Price forecast: Homes down again; debt, coal up

Janney's LeBas predicts cheaper homes, more expensive coal; PA investors reopen hard-coal mines as prices rise

Boasting of his prowess as a prognosticator last year -- "six of our top ten surprises" for 2010 "came to fruition", including European bailouts and the commercial real estate non-collapse -- Janney Capital Markets bond strategist Guy LeBas has put out a "Top 11 Surprises for '11" list, with varying degrees of confidence:

His safest bets -- "high probability events" -- for 2011 include:

- "Home prices experience another 10% or greater nationwide decline," boosting mortgage defaults and extending the building slump

- "Congressional spending cuts fail to live up to election hopes," as House Republicans fail to reach their targets. LeBas says this will mean higher bond yields, making it more expensive to borrow.

- "Corporate re-leveraging transactions" will drive stock earnings-per-share higher -- "even as price/earnings ratios decline" as companies can't keep profits up.

- "Coal prices will soar to $100 per ton," up 25%, on bigger China demand.

Speaking of coal: Milestone Partners, Radnor, says its Blaschak Coal Corp. has bought an anthracite coal processing plant in Lattimer, Pa., plus adjacent coal-mining rites for "a large area in Luzerne County, near Hazleton," in the Mammoth vein, in the Lattimer basin, adding 15-20 union miners to its payroll, to feed the "rebounding global steel industry" overseas. "Blaschak will also supply rock from the site for road construction."

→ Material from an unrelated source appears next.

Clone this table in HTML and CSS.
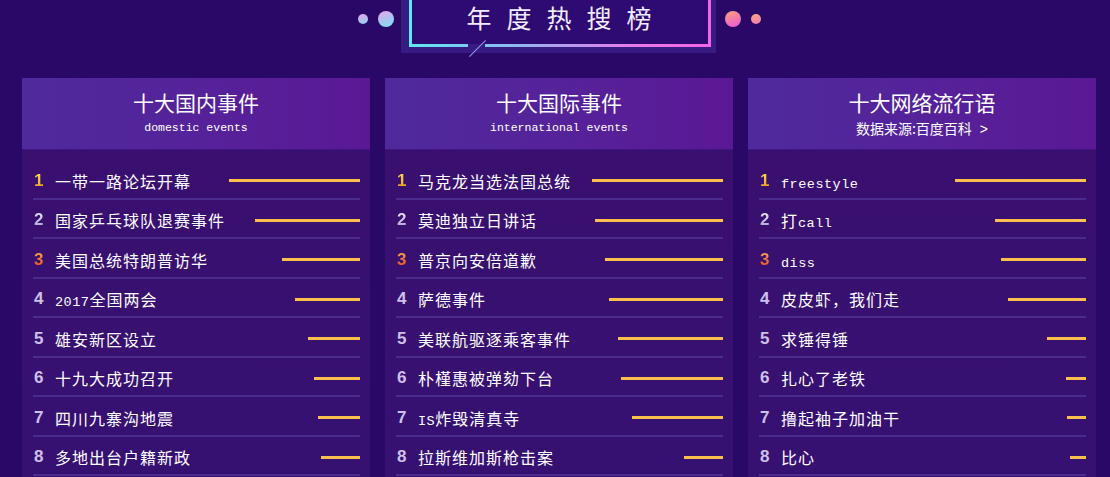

This follows Montgomery County investor Bruce Toll's and partner Doug Topkis' $11 million foreclosure purchase of the debt-laden old Lehigh Coal & Navigation Co., now based in Tamaqua, last year, after owners failed to pay what they owed Toll. He told me at the time he was talking to buyers in Europe and Asia, and looking to buy more mines.

"I'm an investor in Milestone, too," Toll told me today. Said Topkis: "All those hopes remain intact. We're going to be hiring a bunch of people as soon as the state, the DEP and EPA transfer the permits to us. It should be 2011."